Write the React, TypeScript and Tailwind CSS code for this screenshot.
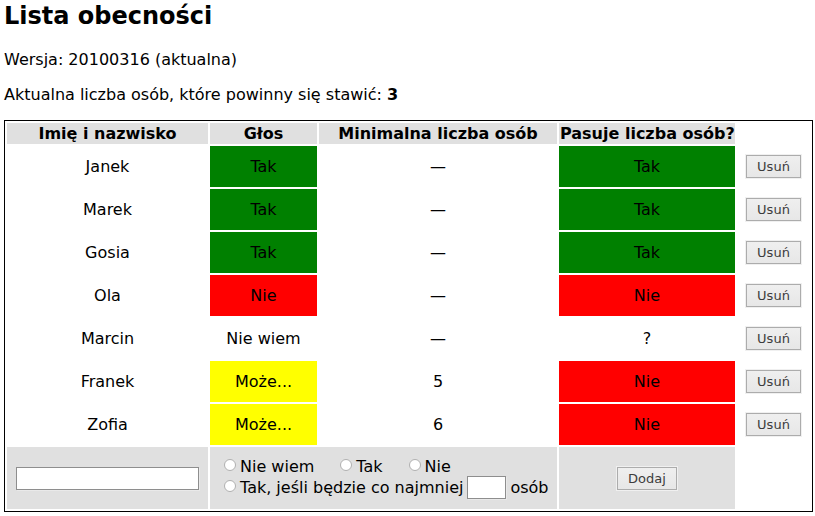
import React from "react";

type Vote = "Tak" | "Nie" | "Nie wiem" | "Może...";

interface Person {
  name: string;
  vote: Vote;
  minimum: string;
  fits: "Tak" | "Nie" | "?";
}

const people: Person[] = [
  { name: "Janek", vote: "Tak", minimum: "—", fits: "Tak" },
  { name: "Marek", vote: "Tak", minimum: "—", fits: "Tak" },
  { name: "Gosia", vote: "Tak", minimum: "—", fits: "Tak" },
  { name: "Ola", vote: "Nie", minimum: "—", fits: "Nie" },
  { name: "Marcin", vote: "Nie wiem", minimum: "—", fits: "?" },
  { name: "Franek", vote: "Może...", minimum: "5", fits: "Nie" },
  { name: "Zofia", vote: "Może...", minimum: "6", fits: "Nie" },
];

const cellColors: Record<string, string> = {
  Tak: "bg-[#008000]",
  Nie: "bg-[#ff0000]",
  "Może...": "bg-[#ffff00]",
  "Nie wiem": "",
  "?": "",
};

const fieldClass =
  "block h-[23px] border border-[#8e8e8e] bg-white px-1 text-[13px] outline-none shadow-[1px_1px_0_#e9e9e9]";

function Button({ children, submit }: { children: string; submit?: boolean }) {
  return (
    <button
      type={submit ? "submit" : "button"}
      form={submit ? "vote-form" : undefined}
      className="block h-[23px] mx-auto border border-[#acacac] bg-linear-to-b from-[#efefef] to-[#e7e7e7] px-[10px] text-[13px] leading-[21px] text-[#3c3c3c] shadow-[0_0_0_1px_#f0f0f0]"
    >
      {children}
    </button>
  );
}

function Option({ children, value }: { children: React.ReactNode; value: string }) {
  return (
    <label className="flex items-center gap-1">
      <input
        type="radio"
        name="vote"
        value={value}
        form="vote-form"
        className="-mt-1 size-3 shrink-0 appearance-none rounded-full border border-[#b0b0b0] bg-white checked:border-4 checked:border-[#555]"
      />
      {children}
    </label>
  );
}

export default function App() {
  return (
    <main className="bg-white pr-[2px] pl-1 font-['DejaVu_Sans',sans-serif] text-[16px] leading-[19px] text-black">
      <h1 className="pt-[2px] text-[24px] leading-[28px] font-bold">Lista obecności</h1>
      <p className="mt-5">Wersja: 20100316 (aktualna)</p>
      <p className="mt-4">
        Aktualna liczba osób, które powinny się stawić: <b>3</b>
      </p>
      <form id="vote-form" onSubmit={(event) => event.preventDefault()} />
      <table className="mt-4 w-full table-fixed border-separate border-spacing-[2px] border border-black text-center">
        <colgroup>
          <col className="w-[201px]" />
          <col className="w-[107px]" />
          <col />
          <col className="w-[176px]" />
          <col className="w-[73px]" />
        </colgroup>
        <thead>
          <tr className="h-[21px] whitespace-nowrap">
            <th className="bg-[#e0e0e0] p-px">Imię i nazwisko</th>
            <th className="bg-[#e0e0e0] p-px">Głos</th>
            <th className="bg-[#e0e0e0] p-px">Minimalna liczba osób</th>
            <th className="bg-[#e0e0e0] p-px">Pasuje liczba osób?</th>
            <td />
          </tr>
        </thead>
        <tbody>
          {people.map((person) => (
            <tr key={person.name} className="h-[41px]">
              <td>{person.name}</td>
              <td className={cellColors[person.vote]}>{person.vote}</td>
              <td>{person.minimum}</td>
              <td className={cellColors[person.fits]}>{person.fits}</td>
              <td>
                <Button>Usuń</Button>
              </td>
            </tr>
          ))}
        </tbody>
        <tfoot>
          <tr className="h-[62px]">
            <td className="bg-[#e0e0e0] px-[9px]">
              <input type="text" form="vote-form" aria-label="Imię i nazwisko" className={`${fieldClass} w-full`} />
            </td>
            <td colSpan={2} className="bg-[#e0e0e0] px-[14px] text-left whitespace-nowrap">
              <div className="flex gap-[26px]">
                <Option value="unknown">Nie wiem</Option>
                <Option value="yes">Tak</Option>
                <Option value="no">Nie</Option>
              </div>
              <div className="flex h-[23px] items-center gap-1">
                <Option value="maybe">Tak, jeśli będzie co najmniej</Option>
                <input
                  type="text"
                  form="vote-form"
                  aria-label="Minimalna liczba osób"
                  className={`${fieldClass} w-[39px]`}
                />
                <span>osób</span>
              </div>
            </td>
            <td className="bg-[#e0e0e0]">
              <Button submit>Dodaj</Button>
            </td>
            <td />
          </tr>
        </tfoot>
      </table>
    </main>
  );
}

## Written exercise:
Set down the material above as is, without any pictures.

## Reply to the task:
Write the React, TypeScript and Tailwind CSS code for this screenshot.
import React from "react";

type Vote = "Tak" | "Nie" | "Nie wiem" | "Może...";

interface Person {
  name: string;
  vote: Vote;
  minimum: string;
  fits: "Tak" | "Nie" | "?";
}

const people: Person[] = [
  { name: "Janek", vote: "Tak", minimum: "—", fits: "Tak" },
  { name: "Marek", vote: "Tak", minimum: "—", fits: "Tak" },
  { name: "Gosia", vote: "Tak", minimum: "—", fits: "Tak" },
  { name: "Ola", vote: "Nie", minimum: "—", fits: "Nie" },
  { name: "Marcin", vote: "Nie wiem", minimum: "—", fits: "?" },
  { name: "Franek", vote: "Może...", minimum: "5", fits: "Nie" },
  { name: "Zofia", vote: "Może...", minimum: "6", fits: "Nie" },
];

const cellColors: Record<string, string> = {
  Tak: "bg-[#008000]",
  Nie: "bg-[#ff0000]",
  "Może...": "bg-[#ffff00]",
  "Nie wiem": "",
  "?": "",
};

const fieldClass =
  "block h-[23px] border border-[#8e8e8e] bg-white px-1 text-[13px] outline-none shadow-[1px_1px_0_#e9e9e9]";

function Button({ children, submit }: { children: string; submit?: boolean }) {
  return (
    <button
      type={submit ? "submit" : "button"}
      form={submit ? "vote-form" : undefined}
      className="block h-[23px] mx-auto border border-[#acacac] bg-linear-to-b from-[#efefef] to-[#e7e7e7] px-[10px] text-[13px] leading-[21px] text-[#3c3c3c] shadow-[0_0_0_1px_#f0f0f0]"
    >
      {children}
    </button>
  );
}

function Option({ children, value }: { children: React.ReactNode; value: string }) {
  return (
    <label className="flex items-center gap-1">
      <input
        type="radio"
        name="vote"
        value={value}
        form="vote-form"
        className="-mt-1 size-3 shrink-0 appearance-none rounded-full border border-[#b0b0b0] bg-white checked:border-4 checked:border-[#555]"
      />
      {children}
    </label>
  );
}

export default function App() {
  return (
    <main className="bg-white pr-[2px] pl-1 font-['DejaVu_Sans',sans-serif] text-[16px] leading-[19px] text-black">
      <h1 className="pt-[2px] text-[24px] leading-[28px] font-bold">Lista obecności</h1>
      <p className="mt-5">Wersja: 20100316 (aktualna)</p>
      <p className="mt-4">
        Aktualna liczba osób, które powinny się stawić: <b>3</b>
      </p>
      <form id="vote-form" onSubmit={(event) => event.preventDefault()} />
      <table className="mt-4 w-full table-fixed border-separate border-spacing-[2px] border border-black text-center">
        <colgroup>
          <col className="w-[201px]" />
          <col className="w-[107px]" />
          <col />
          <col className="w-[176px]" />
          <col className="w-[73px]" />
        </colgroup>
        <thead>
          <tr className="h-[21px] whitespace-nowrap">
            <th className="bg-[#e0e0e0] p-px">Imię i nazwisko</th>
            <th className="bg-[#e0e0e0] p-px">Głos</th>
            <th className="bg-[#e0e0e0] p-px">Minimalna liczba osób</th>
            <th className="bg-[#e0e0e0] p-px">Pasuje liczba osób?</th>
            <td />
          </tr>
        </thead>
        <tbody>
          {people.map((person) => (
            <tr key={person.name} className="h-[41px]">
              <td>{person.name}</td>
              <td className={cellColors[person.vote]}>{person.vote}</td>
              <td>{person.minimum}</td>
              <td className={cellColors[person.fits]}>{person.fits}</td>
              <td>
                <Button>Usuń</Button>
              </td>
            </tr>
          ))}
        </tbody>
        <tfoot>
          <tr className="h-[62px]">
            <td className="bg-[#e0e0e0] px-[9px]">
              <input type="text" form="vote-form" aria-label="Imię i nazwisko" className={`${fieldClass} w-full`} />
            </td>
            <td colSpan={2} className="bg-[#e0e0e0] px-[14px] text-left whitespace-nowrap">
              <div className="flex gap-[26px]">
                <Option value="unknown">Nie wiem</Option>
                <Option value="yes">Tak</Option>
                <Option value="no">Nie</Option>
              </div>
              <div className="flex h-[23px] items-center gap-1">
                <Option value="maybe">Tak, jeśli będzie co najmniej</Option>
                <input
                  type="text"
                  form="vote-form"
                  aria-label="Minimalna liczba osób"
                  className={`${fieldClass} w-[39px]`}
                />
                <span>osób</span>
              </div>
            </td>
            <td className="bg-[#e0e0e0]">
              <Button submit>Dodaj</Button>
            </td>
            <td />
          </tr>
        </tfoot>
      </table>
    </main>
  );
}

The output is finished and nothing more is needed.